▶ _Data listing_
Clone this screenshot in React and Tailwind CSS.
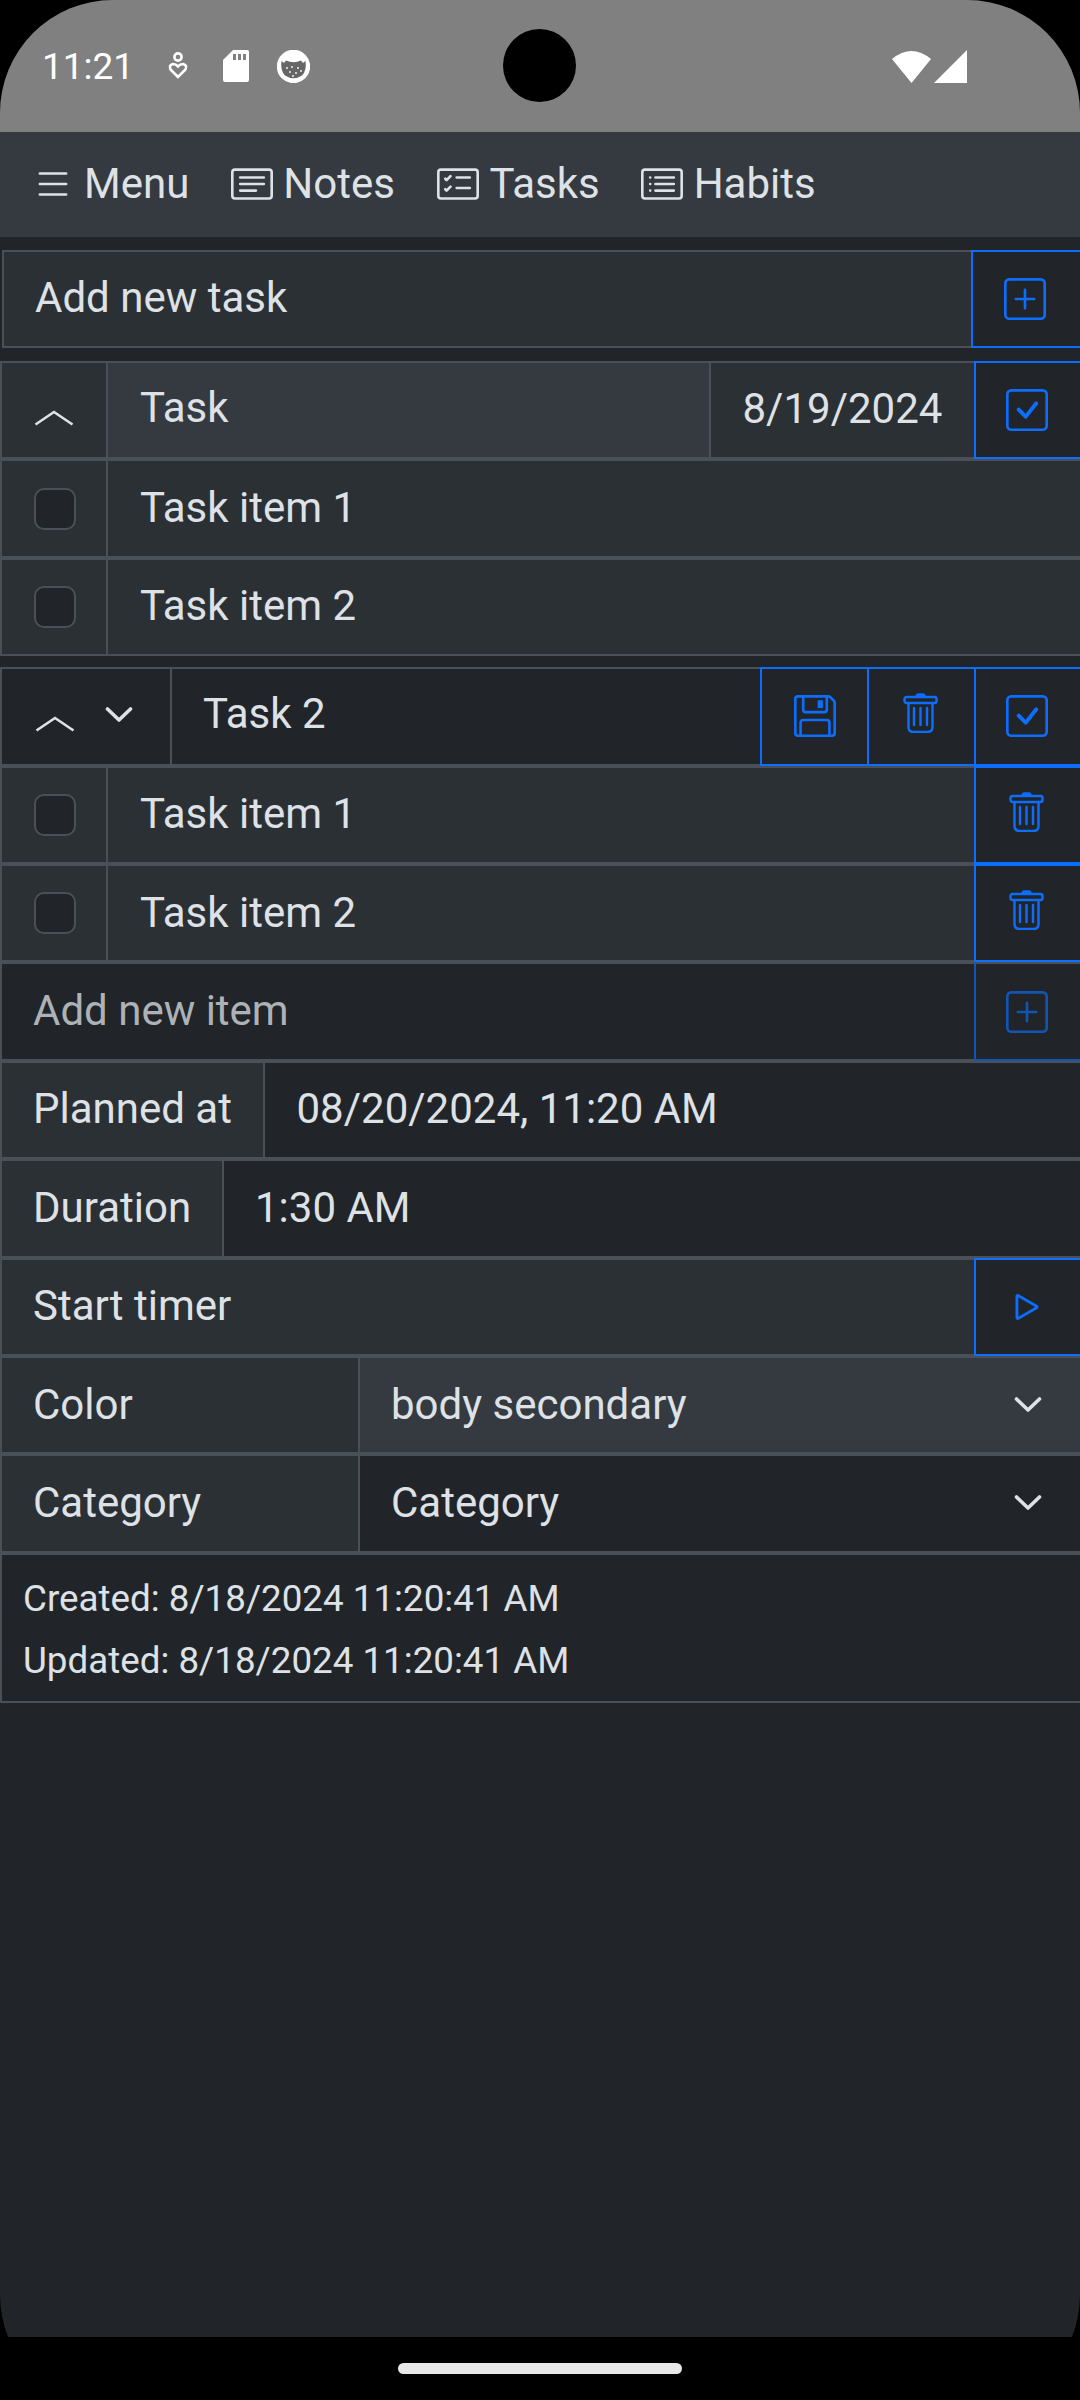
import React from "react";
import { BsList, BsCardText, BsCardChecklist, BsCardList, BsPlusSquare, BsCheckSquare, BsFloppy, BsPlay } from "react-icons/bs";

const Trash = () => (
  <svg className="-translate-y-[3px]" width="35" height="40" viewBox="0 0 35 40" fill="none" stroke="currentColor" strokeWidth="2.4" strokeLinecap="round" strokeLinejoin="round">
    <path d="M13.5 3.5 Q13.5 1.5 15.5 1.5 H19.5 Q21.5 1.5 21.5 3.5" fill="currentColor" />
    <rect x="1.5" y="4" width="32" height="6" rx="2" />
    <path d="M5.5 10 V34 Q5.5 39 10.5 39 H24.5 Q29.5 39 29.5 34 V10" />
    <path d="M11 15 V32 M17.5 15 V32 M24 15 V32" />
  </svg>
);

const ChevUp = () => (
  <svg width="40" height="16" viewBox="0 0 40 16" fill="none" stroke="#dee2e6" strokeWidth="2.6">
    <path d="M1.5 14.5 L20 2 L38.5 14.5" />
  </svg>
);

const SelectChev = () => (
  <svg width="28" height="17" viewBox="0 0 28 17" fill="none" stroke="#dee2e6" strokeWidth="3.6" strokeLinecap="round" strokeLinejoin="round">
    <path d="M2.5 3 L14 14 L25.5 3" />
  </svg>
);

const NavItem = ({ icon, label, className }) => (
  <div className={"flex items-center " + className}>
    {icon}
    <span>{label}</span>
  </div>
);

const Row = ({ children, className = "" }) => (
  <div className={"flex h-[98.4px] border-y-2 border-l-2 border-[#495057] " + className}>{children}</div>
);

const Cell = ({ children, className = "" }) => (
  <div className={"flex items-center whitespace-nowrap " + className}>{children}</div>
);

const Blue = ({ children, className = "border-2 -my-[2px] border-[#0d6efd] text-[#0d6efd]", w = "w-[106px]", pad = "pr-[3px]" }) => (
  <div className={"relative flex items-center justify-center border-r-0 bg-[#212529] shrink-0 " + pad + " " + w + " " + className}>{children}</div>
);

const CheckBox = () => (
  <div className="w-[106px] shrink-0 flex items-center justify-center pl-[2px] border-r-2 border-[#495057]">
    <div className="w-[42px] h-[42px] rounded-[10px] border-2 border-[#495057] bg-[#212529]" />
  </div>
);

const ItemRow = ({ text, trash }) => (
  <Row className="bg-[#2b3035]">
    <CheckBox />
    <Cell className="flex-1 pl-[32px] pb-[2px]">{text}</Cell>
    {trash && <Blue><Trash /></Blue>}
  </Row>
);

const Label = ({ children, className = "" }) => (
  <div className={"flex items-center pl-[31px] pb-[2px] bg-[#2b3035] border-r-2 border-[#495057] shrink-0 " + className}>{children}</div>
);

export default function App() {
  return (
    <div className="relative w-[1080px] h-[2400px] bg-black overflow-hidden text-[42px] text-[#dee2e6] font-['Roboto',sans-serif]">
      <div className="h-[2408px] rounded-[113px] bg-[#212529] overflow-hidden">
        <div className="relative h-[132px] bg-[#808080] flex items-center text-white">
          <span className="ml-[42px] mb-[-2px] text-[37px]">11:21</span>
          <svg className="ml-[34px]" width="20" height="28" viewBox="0 0 20 28" fill="none" stroke="white" strokeWidth="2.6">
            <circle cx="10" cy="5" r="3.6" />
            <path d="M10 25 L2.5 17.5 Q0.5 13 5 12 Q8 12 10 14.5 Q12 12 15 12 Q19.5 13 17.5 17.5 Z" />
          </svg>
          <svg className="ml-[35px]" width="26" height="32" viewBox="0 0 26 32">
            <path d="M10 0 H24 Q26 0 26 2 V30 Q26 32 24 32 H2 Q0 32 0 30 V10 Z" fill="white" />
            <path d="M10 4 H13 V10 H10 Z M15 4 H18 V10 H15 Z M20 4 H23 V10 H20 Z" fill="#808080" />
          </svg>
          <svg className="ml-[28px]" width="33" height="33" viewBox="0 0 33 33">
            <circle cx="16.5" cy="16.5" r="15.5" fill="white" />
            <path d="M4.5 11 L7 13 L9 10.5 Q16.5 14 24 10.5 L26 13 L28.5 11 Q30 20 25 25.5 Q16.5 31 8 25.5 Q3 20 4.5 11 Z" fill="#666666" />
            <circle cx="16.5" cy="16.5" r="15.5" fill="none" stroke="white" strokeWidth="2.4" />
            <g fill="white">
              <circle cx="10" cy="18" r="0.9" /><circle cx="15" cy="17" r="0.9" /><circle cx="21" cy="18" r="0.9" /><circle cx="13" cy="22" r="0.9" /><circle cx="19" cy="23" r="0.9" /><circle cx="24" cy="21" r="0.9" /><circle cx="16" cy="26" r="0.9" />
            </g>
          </svg>
          <svg className="ml-auto" width="39" height="33" viewBox="0 0 39 33">
            <path d="M0 9 Q19.5 -7 39 9 L19.5 33 Z" fill="white" />
          </svg>
          <svg className="ml-[3px] mr-[113px]" width="33" height="33" viewBox="0 0 33 33">
            <path d="M33 0 V33 H0 Z" fill="white" />
          </svg>
          <div className="absolute left-[503px] top-[29px] w-[73px] h-[73px] rounded-full bg-black" />
        </div>

        <div className="h-[105px] bg-[#343a40] flex items-center text-[42px] pb-[2px]">
          <NavItem className="ml-[38px] gap-[17px]" icon={<BsList size={42} className="-mx-[6.5px]" />} label="Menu" />
          <NavItem className="ml-[42px] gap-[10px]" icon={<BsCardText size={42} />} label="Notes" />
          <NavItem className="ml-[42.5px] gap-[10px]" icon={<BsCardChecklist size={42} />} label="Tasks" />
          <NavItem className="ml-[41px] gap-[11px]" icon={<BsCardList size={42} />} label="Habits" />
        </div>

        <div className="flex ml-[2px] mt-[13px] h-[98px] border-y-2 border-l-2 border-[#495057] bg-[#2b3035]">
          <Cell className="flex-1 pl-[31px] pb-[3px]">Add new task</Cell>
          <Blue w="w-[109px]"><BsPlusSquare size={42} /></Blue>
        </div>

        <div className="mt-[13px]">
          <Row>
            <div className="w-[106px] shrink-0 bg-[#2b3035] border-r-2 border-[#495057] flex justify-center pt-[47px]"><ChevUp /></div>
            <Cell className="w-[602.5px] pl-[32px] pb-[5px] bg-[#343a40] border-r-2 border-[#495057]">Task</Cell>
            <Cell className="flex-1 pl-[32px] pb-[3px] bg-[#2b3035]">8/19/2024</Cell>
            <Blue><BsCheckSquare size={42} /></Blue>
          </Row>
          <ItemRow text="Task item 1" />
          <ItemRow text="Task item 2" />
        </div>

        <div className="mt-[11px]">
          <Row>
            <div className="w-[170px] shrink-0 border-r-2 border-[#495057] relative">
              <div className="absolute left-[33px] top-[47px]"><ChevUp /></div>
              <div className="absolute left-[103px] top-[37px]"><SelectChev /></div>
            </div>
            <Cell className="flex-1 pl-[31px] pb-[6px]">Task 2</Cell>
            <Blue w="w-[107px]" pad="pr-0"><BsFloppy size={42} /></Blue>
            <Blue w="w-[107px]"><Trash /></Blue>
            <Blue><BsCheckSquare size={42} /></Blue>
          </Row>
          <ItemRow text="Task item 1" trash />
          <ItemRow text="Task item 2" trash />
          <Row>
            <Cell className="flex-1 pl-[31px] pb-[2px] text-[#dee2e6bf]">Add new item</Cell>
            <Blue className="-mb-[2px] border-l-2 border-b-2 border-[#0d6efda6] text-[#0d6efda6]"><BsPlusSquare size={42} /></Blue>
          </Row>
          <Row>
            <Label className="w-[262.5px]">Planned at</Label>
            <Cell className="flex-1 pl-[32px] pb-[2px]">08/20/2024, 11:20 AM</Cell>
          </Row>
          <Row>
            <Label className="w-[222px]">Duration</Label>
            <Cell className="flex-1 pl-[31px] pb-[2px]">1:30 AM</Cell>
          </Row>
          <Row className="bg-[#2b3035]">
            <Cell className="flex-1 pl-[31px] pb-[2px]">Start timer</Cell>
            <Blue><BsPlay size={46} /></Blue>
          </Row>
          <Row>
            <Label className="w-[358px]">Color</Label>
            <Cell className="flex-1 pl-[31px] pb-[2px] bg-[#343a40] justify-between pr-[38px]">body secondary<SelectChev /></Cell>
          </Row>
          <Row>
            <Label className="w-[358px]">Category</Label>
            <Cell className="flex-1 pl-[31px] pb-[2px] justify-between pr-[38px]">Category<SelectChev /></Cell>
          </Row>
          <div className="h-[150px] border-y-2 border-l-2 border-[#495057] pl-[21px] pt-[13px] text-[36.75px] leading-[62px]">
            <div>Created: 8/18/2024 11:20:41 AM</div>
            <div>Updated: 8/18/2024 11:20:41 AM</div>
          </div>
        </div>
      </div>

      <div className="absolute left-0 right-0 top-[2337px] h-[63px] bg-black flex justify-center pt-[26px]">
        <div className="w-[284px] h-[11px] rounded-full bg-[#e8e8e8]" />
      </div>
    </div>
  );
}
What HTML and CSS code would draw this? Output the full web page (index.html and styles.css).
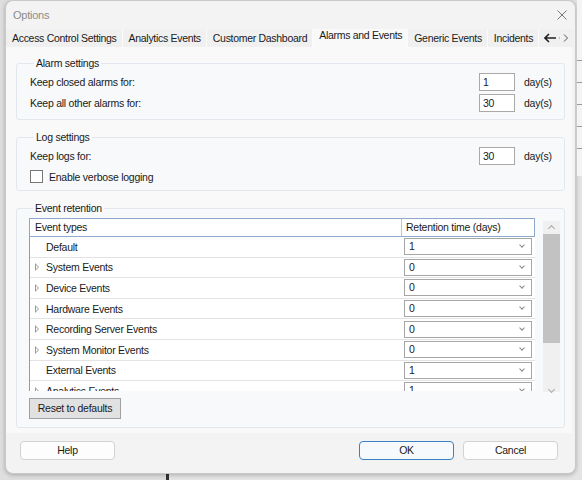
FILE: index.html
```html
<!DOCTYPE html>
<html lang="en">
<head>
    <meta charset="UTF-8">
    <title>Options</title>
    <link rel="stylesheet" href="styles.css">
</head>
<body>
    <div class="desk">
        <div class="dialog">
            <div class="titlebar">
                <span class="title">Options</span>
                <svg class="close" width="10" height="10" viewBox="0 0 10 10"><path d="M0.5 0.5 L9.5 9.5 M9.5 0.5 L0.5 9.5" stroke="#777" stroke-width="1"/></svg>
            </div>

            <div class="tabs">
                <div class="tab">Access Control Settings</div>
                <div class="tab">Analytics Events</div>
                <div class="tab">Customer Dashboard</div>
                <div class="tab active">Alarms and Events</div>
                <div class="tab">Generic Events</div>
                <div class="tab">Incidents</div>
                <div class="tab arrows">
                    <svg width="26" height="10" viewBox="0 0 26 10"><path d="M5 1 L1 5 L5 9 M1 5 L12 5" stroke="#222" stroke-width="1.6" fill="none"/><path d="M15 5 L16 5" stroke="#888"/><path d="M20 1.5 L23.5 5 L20 8.5" stroke="#555" stroke-width="1" fill="none"/></svg>
                </div>
            </div>

            <div class="panel">
                <fieldset class="group alarms">
                    <legend>Alarm settings</legend>
                    <div class="row">
                        <span class="label">Keep closed alarms for:</span>
                        <span class="num">1</span>
                        <span class="unit">day(s)</span>
                    </div>
                    <div class="row">
                        <span class="label">Keep all other alarms for:</span>
                        <span class="num">30</span>
                        <span class="unit">day(s)</span>
                    </div>
                </fieldset>

                <fieldset class="group logs">
                    <legend>Log settings</legend>
                    <div class="row">
                        <span class="label">Keep logs for:</span>
                        <span class="num">30</span>
                        <span class="unit">day(s)</span>
                    </div>
                    <div class="check-row">
                        <span class="checkbox"></span>
                        <span>Enable verbose logging</span>
                    </div>
                </fieldset>

                <fieldset class="group retention">
                    <legend>Event retention</legend>
                    <div class="grid-wrap">
                        <div class="grid">
                            <div class="grid-head">
                                <div class="col-type">Event types</div>
                                <div class="col-time">Retention time (days)</div>
                            </div>
                            <div class="grid-body">
                                <div class="grid-row"><span class="name">Default</span><span class="combo">1<i></i></span></div>
                                <div class="grid-row"><span class="name"><b class="expander"></b>System Events</span><span class="combo">0<i></i></span></div>
                                <div class="grid-row"><span class="name"><b class="expander"></b>Device Events</span><span class="combo">0<i></i></span></div>
                                <div class="grid-row"><span class="name"><b class="expander"></b>Hardware Events</span><span class="combo">0<i></i></span></div>
                                <div class="grid-row"><span class="name"><b class="expander"></b>Recording Server Events</span><span class="combo">0<i></i></span></div>
                                <div class="grid-row"><span class="name"><b class="expander"></b>System Monitor Events</span><span class="combo">0<i></i></span></div>
                                <div class="grid-row"><span class="name">External Events</span><span class="combo">1<i></i></span></div>
                                <div class="grid-row"><span class="name"><b class="expander"></b>Analytics Events</span><span class="combo">1<i></i></span></div>
                            </div>
                        </div>
                        <div class="scrollbar">
                            <span class="sb-up"></span>
                            <span class="sb-thumb"></span>
                            <span class="sb-down"></span>
                        </div>
                    </div>
                    <div class="reset">Reset to defaults</div>
                </fieldset>
            </div>

            <div class="footer">
                <div class="btn">Help</div>
                <div class="spacer"></div>
                <div class="btn primary">OK</div>
                <div class="btn">Cancel</div>
            </div>
        </div>
        <div class="behind">
            <div class="behind-line"></div>
            <div class="behind-line"></div>
            <div class="behind-line"></div>
            <div class="behind-line"></div>
            <div class="behind-line"></div>
        </div>
    </div>
</body>
</html>
```

FILE: styles.css
```css
body {
    margin: 0;
    font-family: 'Liberation Sans', Arial, sans-serif;
    font-size: 10.5px;
    letter-spacing: -0.25px;
    color: #1a1a1a;
    background: linear-gradient(to right, #dedede 0, #dedede 166px, #333 166px, #333 169px, #e4e4e4 169px);
}
.desk {
    display: flex;
    width: 582px;
    height: 480px;
    overflow: hidden;
}
.dialog {
    margin-left: 5px;
    width: 571px;
    height: 474px;
    flex-shrink: 0;
    box-sizing: border-box;
    background: #f3f3f3;
    border: 1px solid #c9c9c9;
    border-radius: 8px;
    box-shadow: 0 1px 4px rgba(0,0,0,0.25);
    display: flex;
    flex-direction: column;
}
.titlebar {
    height: 28px;
    display: flex;
    align-items: center;
    justify-content: space-between;
    padding: 0 8px 0 7px;
}
.title {
    color: #8c8c8c;
    font-size: 11px;
}
.tabs {
    display: flex;
    align-items: flex-end;
    height: 18px;
    overflow: hidden;
    letter-spacing: -0.3px;
}
.tab {
    height: 18px;
    line-height: 18px;
    padding: 0 5px 0 6px;
    background: #f0f0f0;
    border-right: 1px solid #fbfbfb;
    white-space: nowrap;
    flex-shrink: 0;
}
.tab.active {
    height: 21px;
    line-height: 19px;
    background: #f9f9f9;
    padding: 0 5px 0 6px;
}
.tab.arrows {
    display: flex;
    align-items: center;
    padding: 0 4px 0 5px;
    border-right: none;
}
.panel {
    height: 386px;
    margin-right: 3px;
    background: #f9f9f9;
    padding: 10px 7px 0 10px;
    box-sizing: border-box;
    display: flex;
    flex-direction: column;
}
.group {
    box-sizing: border-box;
    flex-shrink: 0;
    margin: 0 0 11px 0;
    border: 1px solid #e2e7ee;
    border-radius: 3px;
    background: #f7f9fb;
    padding: 1px 0 0 13px;
}
.group legend {
    padding: 0 2px;
    margin-left: 4px;
    line-height: 13px;
    color: #1a1a1a;
}
.row {
    display: flex;
    align-items: center;
    height: 21px;
}
.label {
    flex: 1;
}
.num {
    width: 31px;
    height: 16px;
    line-height: 16px;
    padding-left: 3px;
    background: #fff;
    border: 1px solid #a9a9a9;
    margin-right: 9px;
}
.unit {
    width: 40px;
}
.alarms {
    height: 63px;
}
.logs {
    height: 60px;
}
.check-row {
    display: flex;
    align-items: center;
    height: 21px;
}
.checkbox {
    width: 11px;
    height: 11px;
    border: 1px solid #777;
    background: #fff;
    margin-right: 6px;
}
.retention {
    height: 226px;
    padding: 3px 0 0 12px;
}
.grid-wrap {
    display: flex;
    align-items: flex-start;
}
.grid {
    width: 506px;
}
.grid-head {
    display: flex;
    height: 17px;
    line-height: 17px;
    border: 1px solid #8ea9cc;
    background: #fff;
}
.col-type {
    width: 366px;
    padding-left: 5px;
    border-right: 1px solid #b8c7da;
}
.col-time {
    padding-left: 4px;
}
.grid-body {
    height: 154px;
    overflow: hidden;
    border-left: 1px solid #9a9a9a;
    background: #fff;
}
.grid-row {
    display: flex;
    align-items: center;
    height: 20.6px;
    box-sizing: border-box;
    border-bottom: 1px solid #e3e3e3;
}
.name {
    box-sizing: border-box;
    width: 374px;
    padding-left: 16px;
    position: relative;
}
.expander {
    position: absolute;
    left: 5px;
    top: 2px;
    width: 0;
    height: 0;
    border-left: 4px solid #999;
    border-top: 4px solid transparent;
    border-bottom: 4px solid transparent;
}
.expander::after {
    content: "";
    position: absolute;
    left: -3px;
    top: -2px;
    border-left: 2px solid #fff;
    border-top: 2px solid transparent;
    border-bottom: 2px solid transparent;
}
.combo {
    box-sizing: border-box;
    width: 128px;
    height: 17px;
    line-height: 15px;
    padding-left: 4px;
    border: 1px solid #a6a6a6;
    background: #fff;
    position: relative;
}
.combo i {
    position: absolute;
    right: 7px;
    top: 4px;
    width: 3px;
    height: 3px;
    border-right: 1px solid #888;
    border-bottom: 1px solid #888;
    transform: rotate(45deg);
}
.scrollbar {
    width: 17px;
    height: 171px;
    margin: 3px 0 0 8px;
    background: #f0f0f0;
    display: flex;
    flex-direction: column;
    align-items: center;
}
.sb-up, .sb-down {
    width: 4px;
    height: 4px;
    border-left: 1px solid #aaa;
    border-top: 1px solid #aaa;
    transform: rotate(45deg);
    margin-top: 5px;
}
.sb-down {
    transform: rotate(225deg);
    margin-top: 44px;
}
.sb-thumb {
    width: 17px;
    height: 111px;
    margin-top: 3px;
    background: #c2c2c2;
}
.reset {
    width: 90px;
    height: 19px;
    line-height: 19px;
    text-align: center;
    margin-top: 6px;
    background: #e1e1e1;
    border: 1px solid #a0a0a0;
}
.footer {
    display: flex;
    align-items: center;
    padding: 8px 17px 0 14px;
}
.spacer {
    flex: 1;
}
.btn {
    width: 93px;
    height: 17px;
    line-height: 17px;
    text-align: center;
    background: #fdfdfd;
    border: 1px solid #d2d2d2;
    border-radius: 4px;
    margin-left: 9px;
}
.btn:first-child {
    margin-left: 0;
}
.btn.primary {
    border-color: #3b7fc4;
    background: #f7fafd;
}
.behind {
    flex: 1;
    height: 176px;
    margin-left: 1px;
    background: #f4f4f4;
    display: flex;
    flex-direction: column;
    padding-top: 60px;
    box-sizing: border-box;
}
.behind-line {
    height: 1px;
    background: #9a9a9a;
    margin-bottom: 21px;
}
```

▶ _The problem_
Please quote the lines of the material, beginning with the first and ending with the one that contains "BsCheckSquare, BsFloppy, BsPlay", exactly as written and without any pictures.

▶ _Answer to the exercise_
Clone this screenshot in React and Tailwind CSS.
import React from "react";
import { BsList, BsCardText, BsCardChecklist, BsCardList, BsPlusSquare, BsCheckSquare, BsFloppy, BsPlay } from "react-icons/bs";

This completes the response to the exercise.